The right timing lets learners fix the last move without losing the next one.
Streak reminders fit here too, but keep them separate from skill feedback. A reminder can support return rate. It can’t explain why a learner keeps missing word stress.
Run the 10-minute feedback timing check
This check works on one feature at a time. Pick a pronunciation drill, a writing correction flow, or a quiz review, then test it in ten minutes.
- Spend two minutes choosing one task with a clear goal.
- Spend three minutes completing it once, and note when the first feedback appears.
- Spend two minutes repeating the task with one intentional mistake.
- Spend three minutes scoring what happened.
While you test, watch for one thing above all: did the feedback help the learner recover, or did it steal attention?

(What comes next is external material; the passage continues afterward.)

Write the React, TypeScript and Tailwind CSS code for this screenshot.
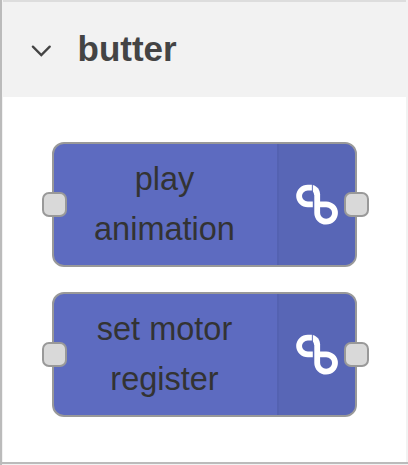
const Port = ({ side }: { side: "left" | "right" }) => (
  <span
    className={`absolute top-[48px] size-[25px] rounded-[7px] border-2 border-[#999] bg-[#d9d9d9] ${
      side === "left" ? "-left-[12px]" : "-right-[14px]"
    }`}
  />
);

const ButterIcon = () => (
  <svg width="44" height="42" viewBox="0 0 44 42" fill="none" stroke="#fff" strokeWidth="5.8">
    <path d="M17.2 3.7H12.8A8.7 8.3 0 0 0 4.1 12A8.7 8.3 0 0 0 12.8 20.3H17.8" />
    <path d="M25 20.3H31.2A8.9 8.7 0 1 1 22.2 29V10" />
    <path stroke="none" fill="#fff" d="M17.8 0.9C22.5 2.2 25.1 5.8 25.1 11H19.3L17.8 7.2Z" />
    <path d="M17.3 0V6.8L18.5 11V24" stroke="#5866b6" strokeWidth="0.6" />
  </svg>
);

const PaletteNode = ({ lines }: { lines: string[] }) => (
  <div className="relative flex h-[125px] w-[305px] rounded-[12px] border-2 border-[#999] bg-[#5d6bc0]">
    <div className="flex flex-1 flex-col items-center pt-[10px] pr-[2px] text-[32.5px] leading-[50px] text-[#333]">
      {lines.map((line) => (
        <span key={line} className="whitespace-nowrap">
          {line}
        </span>
      ))}
    </div>
    <div className="w-[78px] rounded-r-[10px] border-l-2 border-[#5462b1] bg-[#5866b6] pt-[40px] pl-[16px]">
      <ButterIcon />
    </div>
    <Port side="left" />
    <Port side="right" />
  </div>
);

export default function App() {
  return (
    <div className="flex h-[465px] w-[408px] flex-col overflow-hidden border-l-2 border-[#bbb] bg-[#f2f2f2] font-['Liberation_Sans',Arial,sans-serif]">
      <div className="flex h-[464px] shrink-0 flex-col border-b-2 border-[#bbb]">
        <div className="mr-[2px] ml-px flex h-[97px] shrink-0 items-center border-t-2 border-[#ddd] bg-[#f2f2f2]">
          <svg className="mt-[2px] ml-[28px]" width="20" height="12" viewBox="0 0 20 12" fill="none" stroke="#444" strokeWidth="2.3" strokeLinecap="round" strokeLinejoin="miter">
            <path d="M1.9 1.6L10.3 10L18.7 1.6" />
          </svg>
          <h1 className="mb-[2px] ml-[26.5px] text-[35px] leading-[40px] font-bold text-[#444]">butter</h1>
        </div>
        <div className="mr-[2px] ml-px flex flex-1 flex-col gap-[25px] bg-white pt-[45px] pl-[49px]">
          <PaletteNode lines={["play", "animation"]} />
          <PaletteNode lines={["set motor", "register"]} />
        </div>
      </div>
    </div>
  );
}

Use this simple rubric for each flow:
| Check | 0 points | 1 point | 2 points |
|---|---|---|---|
| Timing fits the task | Clearly wrong | Mixed | Strong fit |
| Feedback arrives soon enough to use | Too late or too early | Sometimes useful | Consistently usable |
| Interruption cost stays low | Breaks flow | Mild friction | Keeps flow intact |
| Guidance is actionable | Vague | Partial | Clear next step |
| Retry loop exists | No retry | Retry without guidance | Guided retry |
A score of 8 to 10 usually means the timing supports learning. A 5 to 7 suggests one weak point, often too much interruption or not enough detail. Anything below 5 means the team should rethink the timing model before polishing copy or visuals.
For a fuller product review, pair this with a 10-minute retention check. Timing can improve learning, but it can’t rescue a lesson that doesn’t stick.
A fast response isn’t always good feedback. In language apps, the better question is simpler: can the learner still use it?
That’s why this 10-minute check works. It forces teams to look past green checkmarks and ask whether feedback lands at the point of action. When timing is right, corrections feel teachable, recaps feel useful, and learners keep going for the right reason.